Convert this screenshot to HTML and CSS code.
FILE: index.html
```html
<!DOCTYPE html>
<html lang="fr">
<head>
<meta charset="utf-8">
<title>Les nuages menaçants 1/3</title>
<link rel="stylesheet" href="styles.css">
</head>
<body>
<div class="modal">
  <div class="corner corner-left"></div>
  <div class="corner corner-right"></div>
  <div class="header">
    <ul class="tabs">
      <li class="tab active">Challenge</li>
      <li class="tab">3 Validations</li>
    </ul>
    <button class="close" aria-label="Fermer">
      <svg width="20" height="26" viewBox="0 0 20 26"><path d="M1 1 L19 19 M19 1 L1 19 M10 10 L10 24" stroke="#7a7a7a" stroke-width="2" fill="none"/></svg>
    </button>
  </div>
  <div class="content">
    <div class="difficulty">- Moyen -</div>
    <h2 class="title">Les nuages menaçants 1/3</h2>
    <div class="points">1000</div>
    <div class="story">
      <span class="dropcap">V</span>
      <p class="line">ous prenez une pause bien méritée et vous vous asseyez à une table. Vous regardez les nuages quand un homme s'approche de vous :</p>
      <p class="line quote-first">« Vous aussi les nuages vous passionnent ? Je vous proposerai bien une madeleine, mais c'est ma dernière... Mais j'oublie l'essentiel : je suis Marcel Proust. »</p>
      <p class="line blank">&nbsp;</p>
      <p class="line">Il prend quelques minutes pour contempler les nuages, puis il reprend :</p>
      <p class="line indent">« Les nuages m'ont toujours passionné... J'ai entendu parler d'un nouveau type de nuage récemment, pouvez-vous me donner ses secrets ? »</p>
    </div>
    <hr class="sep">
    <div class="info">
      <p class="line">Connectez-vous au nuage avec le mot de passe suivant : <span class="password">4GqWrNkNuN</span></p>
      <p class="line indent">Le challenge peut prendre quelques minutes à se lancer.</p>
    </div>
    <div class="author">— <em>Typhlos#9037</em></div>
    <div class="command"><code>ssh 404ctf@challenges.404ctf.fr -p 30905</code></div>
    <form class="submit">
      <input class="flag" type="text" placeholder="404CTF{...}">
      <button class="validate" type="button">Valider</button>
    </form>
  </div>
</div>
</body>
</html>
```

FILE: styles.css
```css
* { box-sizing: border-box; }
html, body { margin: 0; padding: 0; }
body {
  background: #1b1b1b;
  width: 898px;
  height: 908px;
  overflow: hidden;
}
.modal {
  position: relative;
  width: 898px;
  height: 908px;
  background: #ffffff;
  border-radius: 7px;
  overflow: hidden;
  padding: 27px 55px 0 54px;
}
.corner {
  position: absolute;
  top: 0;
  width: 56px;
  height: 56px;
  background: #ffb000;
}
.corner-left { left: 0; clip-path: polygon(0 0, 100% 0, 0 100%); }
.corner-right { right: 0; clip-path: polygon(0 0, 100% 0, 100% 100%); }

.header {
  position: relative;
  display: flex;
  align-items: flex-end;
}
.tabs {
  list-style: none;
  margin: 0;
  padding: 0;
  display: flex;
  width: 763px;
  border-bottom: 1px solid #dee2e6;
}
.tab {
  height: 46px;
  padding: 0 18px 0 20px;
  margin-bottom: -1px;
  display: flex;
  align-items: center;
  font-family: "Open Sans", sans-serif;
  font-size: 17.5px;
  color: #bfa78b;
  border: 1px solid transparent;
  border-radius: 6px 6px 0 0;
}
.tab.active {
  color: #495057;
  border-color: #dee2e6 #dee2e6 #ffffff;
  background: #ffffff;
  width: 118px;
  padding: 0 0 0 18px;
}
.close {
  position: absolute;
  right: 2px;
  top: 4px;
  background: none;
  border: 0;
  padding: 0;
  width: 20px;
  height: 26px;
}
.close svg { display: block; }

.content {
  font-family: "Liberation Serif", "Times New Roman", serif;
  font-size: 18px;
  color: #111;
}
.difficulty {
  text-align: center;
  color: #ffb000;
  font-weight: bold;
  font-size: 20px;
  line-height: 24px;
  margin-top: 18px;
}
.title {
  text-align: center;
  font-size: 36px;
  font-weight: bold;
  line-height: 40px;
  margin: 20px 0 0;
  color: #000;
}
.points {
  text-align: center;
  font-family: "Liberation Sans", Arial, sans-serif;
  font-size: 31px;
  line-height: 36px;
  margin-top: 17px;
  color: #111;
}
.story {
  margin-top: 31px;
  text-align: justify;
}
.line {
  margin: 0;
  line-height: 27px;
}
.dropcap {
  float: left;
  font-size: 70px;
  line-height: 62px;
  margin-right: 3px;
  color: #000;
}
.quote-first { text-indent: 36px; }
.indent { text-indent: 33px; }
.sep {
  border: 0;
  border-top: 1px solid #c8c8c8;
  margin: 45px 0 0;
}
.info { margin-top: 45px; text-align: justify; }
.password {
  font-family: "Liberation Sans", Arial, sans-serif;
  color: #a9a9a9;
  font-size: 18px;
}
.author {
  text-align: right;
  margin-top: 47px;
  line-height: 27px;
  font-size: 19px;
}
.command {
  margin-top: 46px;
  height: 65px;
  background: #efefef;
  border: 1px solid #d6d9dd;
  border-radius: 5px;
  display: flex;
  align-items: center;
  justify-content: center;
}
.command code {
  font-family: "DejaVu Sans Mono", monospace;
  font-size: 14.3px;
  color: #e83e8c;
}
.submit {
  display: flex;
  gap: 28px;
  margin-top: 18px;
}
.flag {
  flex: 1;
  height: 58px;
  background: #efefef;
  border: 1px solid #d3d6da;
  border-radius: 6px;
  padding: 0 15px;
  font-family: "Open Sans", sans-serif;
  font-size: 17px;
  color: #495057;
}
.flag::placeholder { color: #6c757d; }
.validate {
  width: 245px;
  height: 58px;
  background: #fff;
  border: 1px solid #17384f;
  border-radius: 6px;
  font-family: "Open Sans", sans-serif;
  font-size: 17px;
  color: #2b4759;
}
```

_GIVEN TASK_
Report how many lines above hold the string "code", giving nothing but the number.

_SOLUTION FOR THIS EXERCISE_
3